→ Code that builds pages
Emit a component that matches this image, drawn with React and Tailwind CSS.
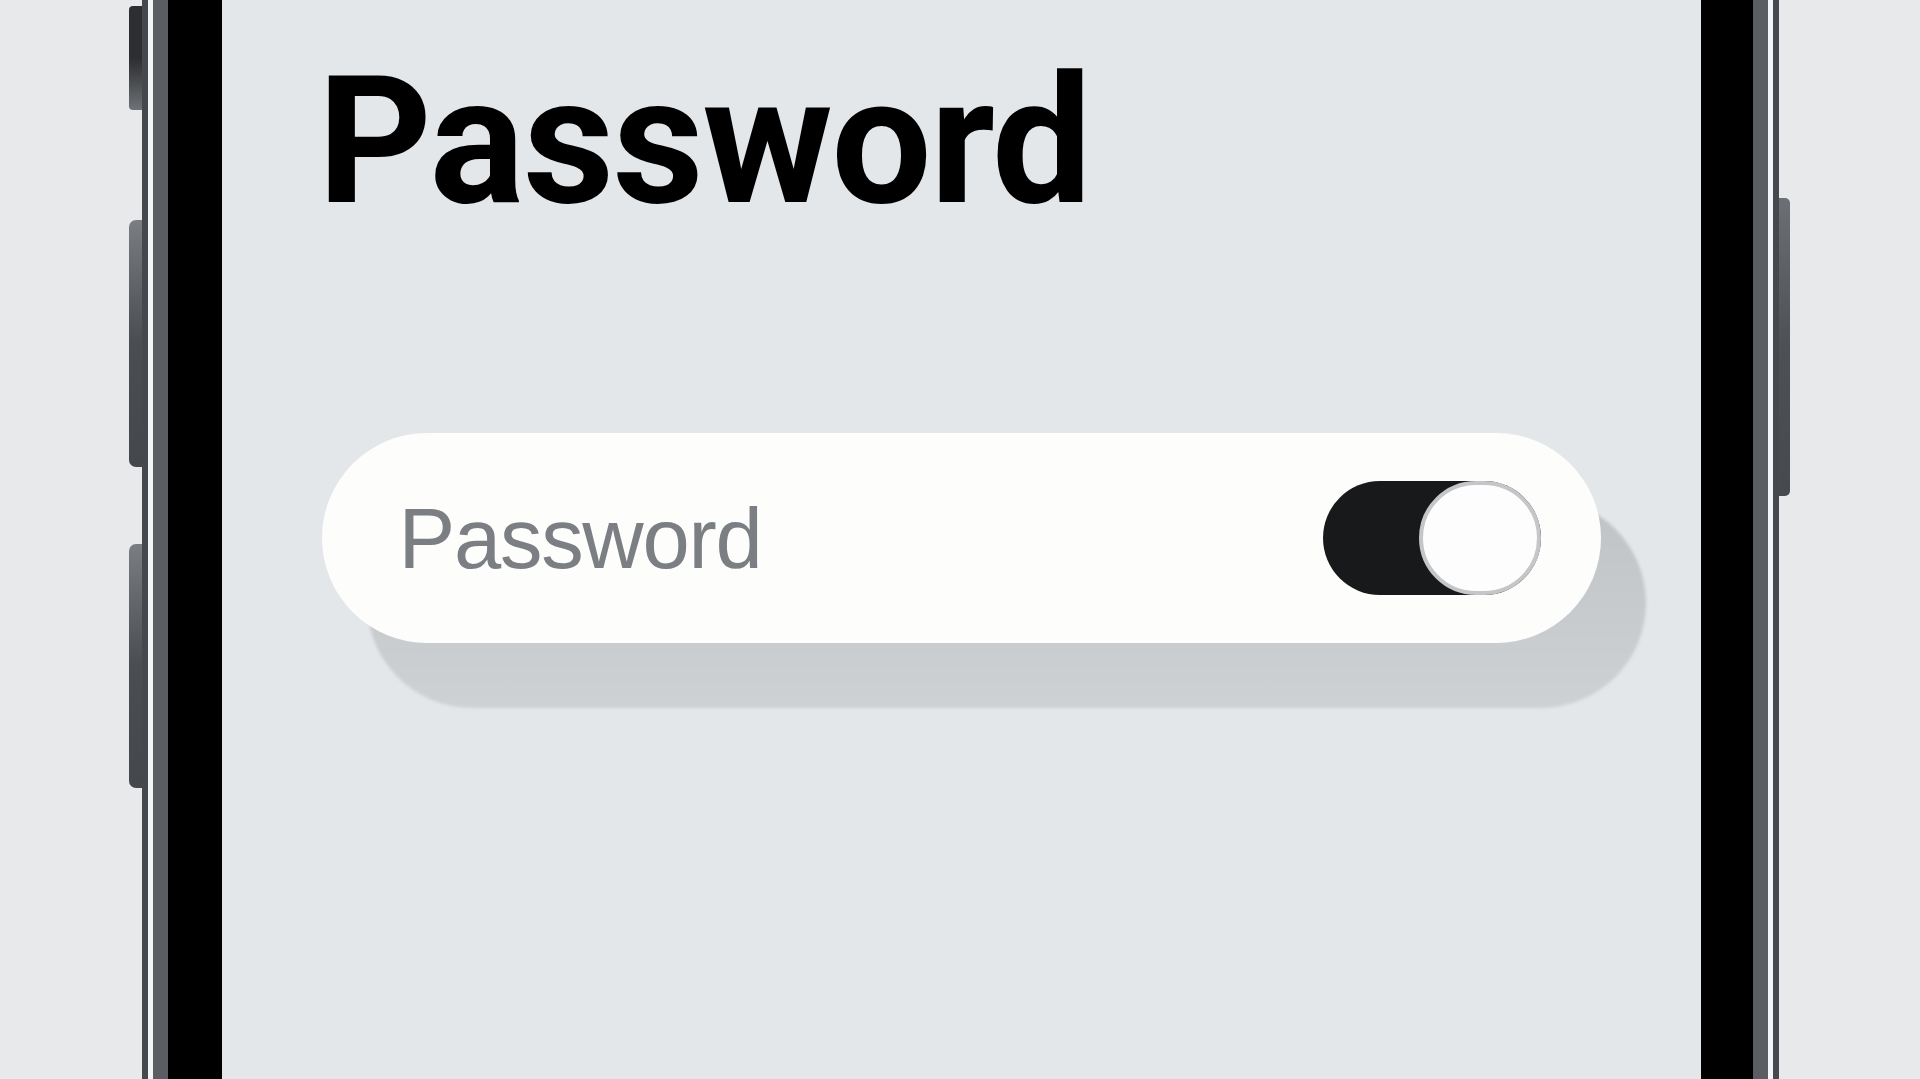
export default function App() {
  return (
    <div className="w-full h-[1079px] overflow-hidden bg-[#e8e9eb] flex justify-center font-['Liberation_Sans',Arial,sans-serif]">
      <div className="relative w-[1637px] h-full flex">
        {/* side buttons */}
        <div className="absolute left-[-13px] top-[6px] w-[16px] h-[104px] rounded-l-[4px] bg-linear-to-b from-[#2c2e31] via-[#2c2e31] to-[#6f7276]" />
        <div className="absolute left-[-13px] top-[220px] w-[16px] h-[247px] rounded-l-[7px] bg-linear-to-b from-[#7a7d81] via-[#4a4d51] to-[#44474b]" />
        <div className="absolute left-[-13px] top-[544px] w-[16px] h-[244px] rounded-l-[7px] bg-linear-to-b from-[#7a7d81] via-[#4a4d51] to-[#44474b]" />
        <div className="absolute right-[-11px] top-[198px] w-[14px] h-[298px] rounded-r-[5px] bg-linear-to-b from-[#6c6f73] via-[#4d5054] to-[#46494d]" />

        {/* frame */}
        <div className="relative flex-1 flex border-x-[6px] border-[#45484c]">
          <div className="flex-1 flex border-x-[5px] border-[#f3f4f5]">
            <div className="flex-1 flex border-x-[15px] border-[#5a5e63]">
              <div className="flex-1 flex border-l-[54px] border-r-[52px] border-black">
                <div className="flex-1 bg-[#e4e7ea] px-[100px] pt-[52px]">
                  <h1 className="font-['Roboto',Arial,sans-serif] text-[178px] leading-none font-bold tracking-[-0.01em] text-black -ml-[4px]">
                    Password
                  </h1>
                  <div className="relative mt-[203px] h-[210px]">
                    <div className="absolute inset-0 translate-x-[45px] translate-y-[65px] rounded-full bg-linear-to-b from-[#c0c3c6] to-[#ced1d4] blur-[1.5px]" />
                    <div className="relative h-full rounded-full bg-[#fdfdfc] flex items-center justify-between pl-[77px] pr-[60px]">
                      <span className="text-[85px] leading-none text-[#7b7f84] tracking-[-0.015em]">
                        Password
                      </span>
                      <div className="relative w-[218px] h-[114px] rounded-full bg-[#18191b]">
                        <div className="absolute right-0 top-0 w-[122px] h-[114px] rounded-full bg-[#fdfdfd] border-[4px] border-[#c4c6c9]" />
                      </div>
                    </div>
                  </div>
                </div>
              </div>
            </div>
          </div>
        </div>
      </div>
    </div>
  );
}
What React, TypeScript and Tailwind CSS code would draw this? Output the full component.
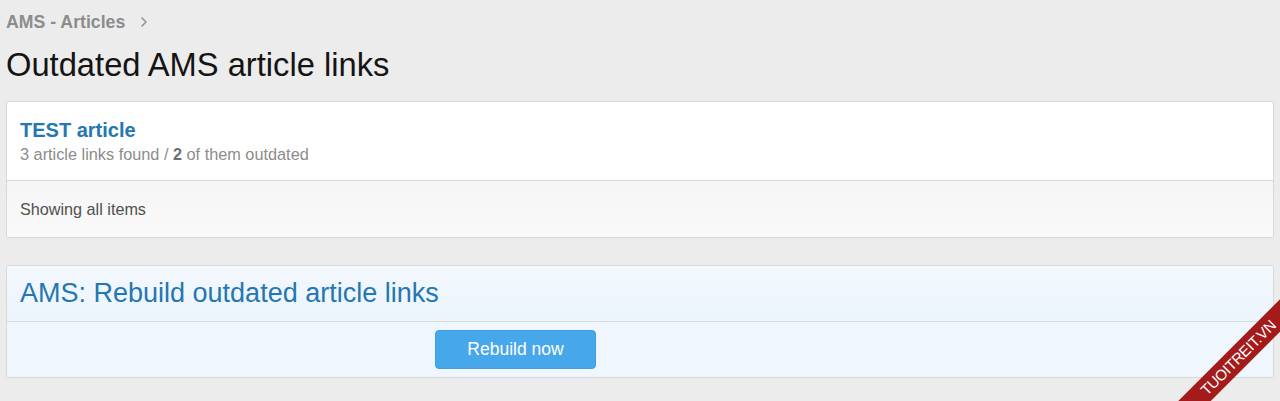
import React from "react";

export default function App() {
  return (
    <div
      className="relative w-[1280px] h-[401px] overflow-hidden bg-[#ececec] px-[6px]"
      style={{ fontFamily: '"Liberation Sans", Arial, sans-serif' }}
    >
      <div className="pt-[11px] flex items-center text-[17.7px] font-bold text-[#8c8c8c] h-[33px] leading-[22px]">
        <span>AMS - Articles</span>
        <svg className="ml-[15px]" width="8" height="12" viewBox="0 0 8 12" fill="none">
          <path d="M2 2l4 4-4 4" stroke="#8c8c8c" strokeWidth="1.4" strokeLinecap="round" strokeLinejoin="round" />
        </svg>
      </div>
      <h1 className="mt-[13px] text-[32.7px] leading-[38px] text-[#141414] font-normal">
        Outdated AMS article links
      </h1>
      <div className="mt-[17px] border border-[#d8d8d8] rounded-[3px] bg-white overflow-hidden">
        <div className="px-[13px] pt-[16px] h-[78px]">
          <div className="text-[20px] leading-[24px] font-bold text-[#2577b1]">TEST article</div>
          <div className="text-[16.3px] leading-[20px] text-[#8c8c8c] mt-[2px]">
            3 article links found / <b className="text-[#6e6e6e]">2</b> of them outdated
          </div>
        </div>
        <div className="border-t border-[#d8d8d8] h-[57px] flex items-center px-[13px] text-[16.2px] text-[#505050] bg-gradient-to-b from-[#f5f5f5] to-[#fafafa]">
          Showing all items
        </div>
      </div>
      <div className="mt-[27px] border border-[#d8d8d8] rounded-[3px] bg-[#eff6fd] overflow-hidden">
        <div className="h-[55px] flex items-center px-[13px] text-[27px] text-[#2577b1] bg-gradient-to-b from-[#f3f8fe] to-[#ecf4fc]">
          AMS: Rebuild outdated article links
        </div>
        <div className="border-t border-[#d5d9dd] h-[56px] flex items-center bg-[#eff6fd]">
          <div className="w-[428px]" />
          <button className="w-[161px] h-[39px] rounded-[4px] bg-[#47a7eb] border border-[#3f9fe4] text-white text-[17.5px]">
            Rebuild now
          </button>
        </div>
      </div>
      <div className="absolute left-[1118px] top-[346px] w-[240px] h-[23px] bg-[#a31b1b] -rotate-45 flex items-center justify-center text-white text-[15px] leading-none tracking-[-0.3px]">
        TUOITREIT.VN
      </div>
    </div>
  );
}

→ PROBLEM
Exactly the lines from the one with "What React, TypeScript" through the one with "import React from" are to be reproduced, and no pictures with them.

→ OUTPUT
What React, TypeScript and Tailwind CSS code would draw this? Output the full component.
import React from "react";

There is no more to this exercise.